I don’t specifically remember the morning I created the web picture that you see below, but I did a great job (if I do say so) in making a careful, thoughtful composition. The only problem is, the silhouette of the stem of a plant left of center, is obnoxiously interrupting my, or better said nature’s thoughtful composition. The answer is of course a simple, crop.
The vertical comp also an excellent, rhythmic feeling to it. The less defined plant silhouettes that still live in varied parts of the picture frame, not only do not bother me, but they add a little nice variation to the overall image.
Photography is about details and macro photography is “especially” about details.
Keep it Simple
What do you do when you are driving through the mountains and you see a low hanging group of clouds, and the distant sunrise beginning to creep towards those mountains? Well you almost trash the car getting stopped, and trip over your tripod as you run for a location to make pictures.
I have shared before, more powerful images that were created that same morning but a little before this one while the light was more spectacular, but today is about examining all sides of things.
This is the sort of image that would have been on a postcard many years ago. Today, even postcard pictures have pretty high expectations. I did not use a graduated filter in this image, deciding to keep it simple. There is still detail in the foreground trees and that’s about all you can ask for a straight up image. Not the most powerful picture I have made, and I may not share it again, but I’ll keep it just the same.
Photographs can be records of our lives, or they can be deeply personal memories.
Going Against Popular Wisdom
I am going to break every rule for a photographer who’s sharing pictures with the world, and leave you with an image that was a failure.

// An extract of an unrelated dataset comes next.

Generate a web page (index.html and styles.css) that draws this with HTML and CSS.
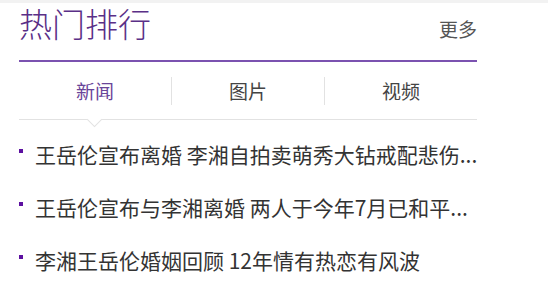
FILE: index.html
```html
<!DOCTYPE html>
<html>
<head>
    <title>热门排行</title>
    <link rel="stylesheet" href="styles.css">
</head>
<body>
    <div class="top-band"></div>
    <div class="rank-box">
        <div class="rank-hd">
            <h2 class="rank-title">热门排行</h2>
            <a class="more" href="#">更多</a>
        </div>
        <div class="tabs">
            <div class="tab active">新闻</div>
            <div class="tab">图片</div>
            <div class="tab">视频</div>
        </div>
        <ul class="rank-list">
            <li><a href="#">王岳伦宣布离婚 李湘自拍卖萌秀大钻戒配悲伤...</a></li>
            <li><a href="#">王岳伦宣布与李湘离婚 两人于今年7月已和平...</a></li>
            <li><a href="#">李湘王岳伦婚姻回顾 12年情有热恋有风波</a></li>
        </ul>
    </div>
</body>
</html>
```

FILE: styles.css
```css
body {
    margin: 0;
    font-family: "Noto Sans CJK SC", sans-serif;
    background-color: #fff;
}

.top-band {
    height: 3px;
    background-color: #f2f2f2;
}

.rank-box {
    width: 458px;
    margin-left: 19px;
}

.rank-hd {
    display: flex;
    justify-content: space-between;
    align-items: flex-start;
    height: 57px;
    border-bottom: 2px solid #7b52b0;
}

.rank-title {
    margin: 0;
    font-size: 33px;
    font-weight: 300;
    line-height: 40px;
    color: #5a2f87;
}

.more {
    font-size: 19px;
    line-height: 52px;
    color: #555;
    text-decoration: none;
}

.tabs {
    display: flex;
    padding: 15px 0 14px;
    border-bottom: 1px solid #e2e2e2;
}

.tab {
    position: relative;
    flex: 1;
    height: 28px;
    line-height: 28px;
    text-align: center;
    font-size: 19px;
    color: #444;
}

.tab + .tab {
    border-left: 1px solid #e2e2e2;
}

.tab.active {
    color: #6a4599;
}

.tab.active::after {
    content: "";
    position: absolute;
    left: 50%;
    bottom: -20px;
    width: 10px;
    height: 10px;
    margin-left: -6px;
    background-color: #fff;
    border-right: 1px solid #e2e2e2;
    border-bottom: 1px solid #e2e2e2;
    transform: rotate(45deg);
}

.rank-list {
    margin: 0;
    padding: 8px 0 0;
    list-style: none;
}

.rank-list li {
    position: relative;
    padding-left: 16px;
    line-height: 53px;
    font-size: 21px;
    white-space: nowrap;
}

.rank-list li::before {
    content: "";
    position: absolute;
    left: 0;
    top: 21px;
    width: 4px;
    height: 4px;
    background-color: #5c10a0;
}

.rank-list a {
    color: #333;
    text-decoration: none;
}
```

This picture was created in the month of May in the Colorado Rockies. My friend and I spotted (how could you miss it) this peak which was covered in its entirely with a thick layer of snow. Top to bottom, the entire peak. We stopped even though we were busy making time (miles). We gave ourselves maybe 4 minutes.
Conifers that could be used as a silhouette, a mix of blue sky and white clouds, and of course that mountain. A nice combination of subjects.
In this picture, I did not get the right balance of cloud and blue sky. This despite the fact that those clouds were moving quickly and giving us a lot of compositional choices. I do not like my balance between the trees and the summit or the peak. The only two things I like about this photo is the fact that I chose a vertical composition, and of course the subject itself was wonderful.
Would fifteen minutes longer affected our journey? I doubt it. If only we could have do-overs!
The Good & The Bad both Have Value
We can all learn things from other photographers, but I do wish successful photographers were more willing to share their failures as well as their successes. People learn as much from failures as they do from success, and every single photographer, yes all of them, do at times fail.
In education, winners and losers are both winners when it comes to tools for teaching.